Moreover, because interfaces are contracts, they are hard to change once released—made public to users—as any change will have ramifications on every user. We have been the users of several Python modules so far, such as timeit, pytest, and doctest. What would happen if the creators of one of these modules decided to make a change to that interface, like changing the timeit function name to time_it? This one character change would cause all code that uses the timeit.timeit function to no longer work! As clients of the timeit module, we would not be very happy.

There are two sides to every contract. Just as creators are beholden to keep the interface they provide consistent, users are limited to that interface as well. When we act as the creators of a function or module, we are free to modify their implementations in any way we wish, as long as we do not change the public interface. We can fix a bug, simplify the code, or use a more efficient algorithm, all to improve our implementation without affecting our users. In software engineering, it is important to clearly define what the public interface of a piece of code actually is, so that its creators know precisely what they must preserve and what they are free to change.

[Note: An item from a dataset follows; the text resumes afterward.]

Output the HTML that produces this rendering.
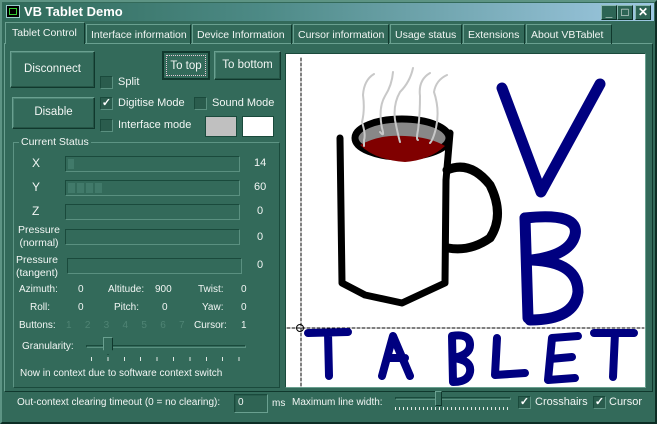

Over the next two chapters, we’ll explore the concepts of abstraction, public interfaces, and private implementations in more detail. We’ll study how we can build our own Python data types from scratch (without relying on @dataclass) to gain full control over defining a data type’s public interface. We’ll create implementations of abstract data types and models of real-world domains, using the ideas we’ve introduced here to define clear public interfaces for every part of what we do.